Personal information
- Born: 25 July 1981 (age 45) Châtillon-sur-Seine, France
- Nationality: French
- Height: 1.94 m (6 ft 4 in)
- Playing position: Right back

Club information
- Current club: retired

Youth career
- Years: Team
- -2000: Châtillon-sur-Seine

Senior clubs
- Years: Team
- 2000-2002: Cercle Dijon Bourgogne Handball
- 2002-2003: ES Besançon
- 2003-2005: HBC Villefranche en Beaujolais
- 2005-2016: Chambéry Savoie Mont-Blanc Handball

National team
- Years: Team / Apps / (Gls)
- 2008-2011: France / 28 / (63)

Medal record
Men's handball
Representing France
Summer Olympics
| Gold medal – first place | 2008 Beijing | Team competition |
European Championships
| Bronze medal – third place | 2008 Norway |  |

= Cédric Paty =

French handball player (born 1981)

Cédric Paty (born 25 July 1981 in Châtillon-sur-Seine, Côte-d'Or) is a French handball player, who won a gold medal at the 2008 Summer Olympics.

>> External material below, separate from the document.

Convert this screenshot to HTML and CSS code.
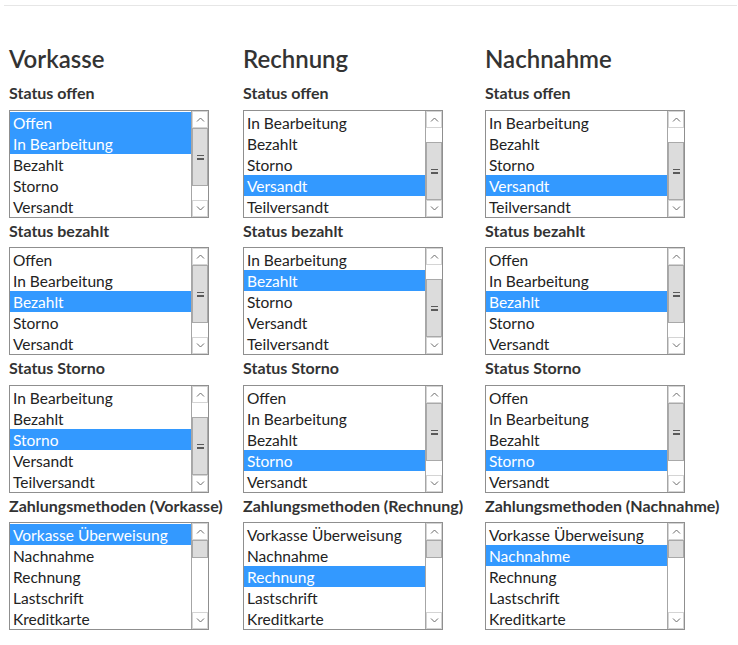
FILE: index.html
```html
<!DOCTYPE html>
<html lang="de">
<head>
<meta charset="utf-8">
<title>Statuszuordnung</title>
<link rel="stylesheet" href="styles.css">
</head>
<body>
<div class="topline"></div>
<main class="columns">
  <section class="col">
    <h2>Vorkasse</h2>
    <div class="field">
      <div class="label">Status offen</div>
      <div class="listbox">
        <ul class="options"><li class="sel">Offen</li><li class="sel">In Bearbeitung</li><li>Bezahlt</li><li>Storno</li><li>Versandt</li></ul>
        <div class="sb"><div class="btn"><svg viewBox="0 0 9 5"><path d="M1 4.5 4.5 1 8 4.5"/></svg></div><div class="track"><div class="thumb"><i></i></div></div><div class="btn"><svg viewBox="0 0 9 5"><path d="M1 .5 4.5 4 8 .5"/></svg></div></div>
      </div>
    </div>
    <div class="field">
      <div class="label">Status bezahlt</div>
      <div class="listbox">
        <ul class="options"><li>Offen</li><li>In Bearbeitung</li><li class="sel">Bezahlt</li><li>Storno</li><li>Versandt</li></ul>
        <div class="sb"><div class="btn"><svg viewBox="0 0 9 5"><path d="M1 4.5 4.5 1 8 4.5"/></svg></div><div class="track"><div class="thumb"><i></i></div></div><div class="btn"><svg viewBox="0 0 9 5"><path d="M1 .5 4.5 4 8 .5"/></svg></div></div>
      </div>
    </div>
    <div class="field">
      <div class="label">Status Storno</div>
      <div class="listbox">
        <ul class="options"><li>In Bearbeitung</li><li>Bezahlt</li><li class="sel">Storno</li><li>Versandt</li><li>Teilversandt</li></ul>
        <div class="sb"><div class="btn"><svg viewBox="0 0 9 5"><path d="M1 4.5 4.5 1 8 4.5"/></svg></div><div class="track end"><div class="thumb"><i></i></div></div><div class="btn"><svg viewBox="0 0 9 5"><path d="M1 .5 4.5 4 8 .5"/></svg></div></div>
      </div>
    </div>
    <div class="field">
      <div class="label">Zahlungsmethoden (Vorkasse)</div>
      <div class="listbox">
        <ul class="options"><li class="sel">Vorkasse Überweisung</li><li>Nachnahme</li><li>Rechnung</li><li>Lastschrift</li><li>Kreditkarte</li></ul>
        <div class="sb"><div class="btn"><svg viewBox="0 0 9 5"><path d="M1 4.5 4.5 1 8 4.5"/></svg></div><div class="track"><div class="thumb small"></div></div><div class="btn"><svg viewBox="0 0 9 5"><path d="M1 .5 4.5 4 8 .5"/></svg></div></div>
      </div>
    </div>
  </section>

  <section class="col">
    <h2>Rechnung</h2>
    <div class="field">
      <div class="label">Status offen</div>
      <div class="listbox">
        <ul class="options"><li>In Bearbeitung</li><li>Bezahlt</li><li>Storno</li><li class="sel">Versandt</li><li>Teilversandt</li></ul>
        <div class="sb"><div class="btn"><svg viewBox="0 0 9 5"><path d="M1 4.5 4.5 1 8 4.5"/></svg></div><div class="track end"><div class="thumb"><i></i></div></div><div class="btn"><svg viewBox="0 0 9 5"><path d="M1 .5 4.5 4 8 .5"/></svg></div></div>
      </div>
    </div>
    <div class="field">
      <div class="label">Status bezahlt</div>
      <div class="listbox">
        <ul class="options"><li>In Bearbeitung</li><li class="sel">Bezahlt</li><li>Storno</li><li>Versandt</li><li>Teilversandt</li></ul>
        <div class="sb"><div class="btn"><svg viewBox="0 0 9 5"><path d="M1 4.5 4.5 1 8 4.5"/></svg></div><div class="track end"><div class="thumb"><i></i></div></div><div class="btn"><svg viewBox="0 0 9 5"><path d="M1 .5 4.5 4 8 .5"/></svg></div></div>
      </div>
    </div>
    <div class="field">
      <div class="label">Status Storno</div>
      <div class="listbox">
        <ul class="options"><li>Offen</li><li>In Bearbeitung</li><li>Bezahlt</li><li class="sel">Storno</li><li>Versandt</li></ul>
        <div class="sb"><div class="btn"><svg viewBox="0 0 9 5"><path d="M1 4.5 4.5 1 8 4.5"/></svg></div><div class="track"><div class="thumb"><i></i></div></div><div class="btn"><svg viewBox="0 0 9 5"><path d="M1 .5 4.5 4 8 .5"/></svg></div></div>
      </div>
    </div>
    <div class="field">
      <div class="label">Zahlungsmethoden (Rechnung)</div>
      <div class="listbox">
        <ul class="options"><li>Vorkasse Überweisung</li><li>Nachnahme</li><li class="sel">Rechnung</li><li>Lastschrift</li><li>Kreditkarte</li></ul>
        <div class="sb"><div class="btn"><svg viewBox="0 0 9 5"><path d="M1 4.5 4.5 1 8 4.5"/></svg></div><div class="track"><div class="thumb small"></div></div><div class="btn"><svg viewBox="0 0 9 5"><path d="M1 .5 4.5 4 8 .5"/></svg></div></div>
      </div>
    </div>
  </section>

  <section class="col">
    <h2>Nachnahme</h2>
    <div class="field">
      <div class="label">Status offen</div>
      <div class="listbox">
        <ul class="options"><li>In Bearbeitung</li><li>Bezahlt</li><li>Storno</li><li class="sel">Versandt</li><li>Teilversandt</li></ul>
        <div class="sb"><div class="btn"><svg viewBox="0 0 9 5"><path d="M1 4.5 4.5 1 8 4.5"/></svg></div><div class="track end"><div class="thumb"><i></i></div></div><div class="btn"><svg viewBox="0 0 9 5"><path d="M1 .5 4.5 4 8 .5"/></svg></div></div>
      </div>
    </div>
    <div class="field">
      <div class="label">Status bezahlt</div>
      <div class="listbox">
        <ul class="options"><li>Offen</li><li>In Bearbeitung</li><li class="sel">Bezahlt</li><li>Storno</li><li>Versandt</li></ul>
        <div class="sb"><div class="btn"><svg viewBox="0 0 9 5"><path d="M1 4.5 4.5 1 8 4.5"/></svg></div><div class="track"><div class="thumb"><i></i></div></div><div class="btn"><svg viewBox="0 0 9 5"><path d="M1 .5 4.5 4 8 .5"/></svg></div></div>
      </div>
    </div>
    <div class="field">
      <div class="label">Status Storno</div>
      <div class="listbox">
        <ul class="options"><li>Offen</li><li>In Bearbeitung</li><li>Bezahlt</li><li class="sel">Storno</li><li>Versandt</li></ul>
        <div class="sb"><div class="btn"><svg viewBox="0 0 9 5"><path d="M1 4.5 4.5 1 8 4.5"/></svg></div><div class="track"><div class="thumb"><i></i></div></div><div class="btn"><svg viewBox="0 0 9 5"><path d="M1 .5 4.5 4 8 .5"/></svg></div></div>
      </div>
    </div>
    <div class="field">
      <div class="label">Zahlungsmethoden (Nachnahme)</div>
      <div class="listbox">
        <ul class="options"><li>Vorkasse Überweisung</li><li class="sel">Nachnahme</li><li>Rechnung</li><li>Lastschrift</li><li>Kreditkarte</li></ul>
        <div class="sb"><div class="btn"><svg viewBox="0 0 9 5"><path d="M1 4.5 4.5 1 8 4.5"/></svg></div><div class="track"><div class="thumb small"></div></div><div class="btn"><svg viewBox="0 0 9 5"><path d="M1 .5 4.5 4 8 .5"/></svg></div></div>
      </div>
    </div>
  </section>
</main>
</body>
</html>
```

FILE: styles.css
```css
html, body {
  margin: 0;
  padding: 0;
  background: #fff;
}
body {
  font-family: Lato, "Open Sans", sans-serif;
  color: #333;
}
.topline {
  height: 1px;
  background: #e6e6e6;
  margin: 5px 1px 0 4px;
}
.columns {
  display: grid;
  grid-template-columns: 214px 222px 200px;
  column-gap: 20px;
  padding: 38px 0 0 9px;
}
.col h2 {
  margin: 0;
  font-size: 24px;
  line-height: 30px;
  font-weight: 600;
  color: #333;
}
.col h2 + .field .label {
  margin-top: 9px;
}
.label {
  font-size: 16px;
  line-height: 20px;
  font-weight: 700;
  color: #333;
  white-space: nowrap;
  margin: 3px 0 6.5px;
}
.listbox {
  width: 200px;
  height: 108px;
  box-sizing: border-box;
  border: 1px solid #8f8f8f;
  display: flex;
  background: #fff;
}
.options {
  list-style: none;
  margin: 0;
  padding: 1px 0 0;
  flex: 1;
  min-width: 0;
}
.options li {
  height: 21px;
  box-sizing: border-box;
  padding: 1px 0 0 3px;
  line-height: 21px;
  font-size: 15.5px;
  color: #222;
  white-space: nowrap;
  overflow: hidden;
}
.options li.sel {
  background: #3399ff;
  color: #fff;
}
.sb {
  width: 16px;
  border-left: 1px solid #a6a6a6;
  display: flex;
  flex-direction: column;
  background: #fff;
}
.btn {
  height: 17px;
  flex: none;
  box-sizing: border-box;
  border: 1px solid #d4d4d4;
  display: flex;
  align-items: center;
  justify-content: center;
}
.btn svg {
  width: 9px;
  height: 5px;
  fill: none;
  stroke: #6a6a6a;
  stroke-width: 1;
}
.track {
  flex: 1;
  display: flex;
  flex-direction: column;
  justify-content: flex-start;
}
.track.end {
  justify-content: flex-end;
}
.thumb {
  height: 58px;
  box-sizing: border-box;
  border: 1px solid #a9a9a9;
  background: #dcdcdc;
  display: flex;
  align-items: center;
  justify-content: center;
}
.thumb.small {
  height: 18px;
}
.thumb i {
  display: block;
  width: 7px;
  height: 2px;
  border-top: 1px solid #5a5a5a;
  border-bottom: 1px solid #5a5a5a;
}
.thumb i::after {
  content: "";
  display: block;
  width: 7px;
  height: 1px;
  background: #5a5a5a;
  margin-top: 3px;
}
```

Paty started playing handball because his father coached at the local handball club. In 2000 he joined the second tier team Cercle Dijon Bourgogne Handball, where he made his senior debut. After 2 years at Dijon he joined ES Besançon for a season, before he joined HBC Villefranche en Beaujolais. 2004/05 was his first season in the French top division. In 2005 he joined Chambéry Savoie Mont-Blanc Handball, where he played the rest of his career. He retired in after the 2015/16 season.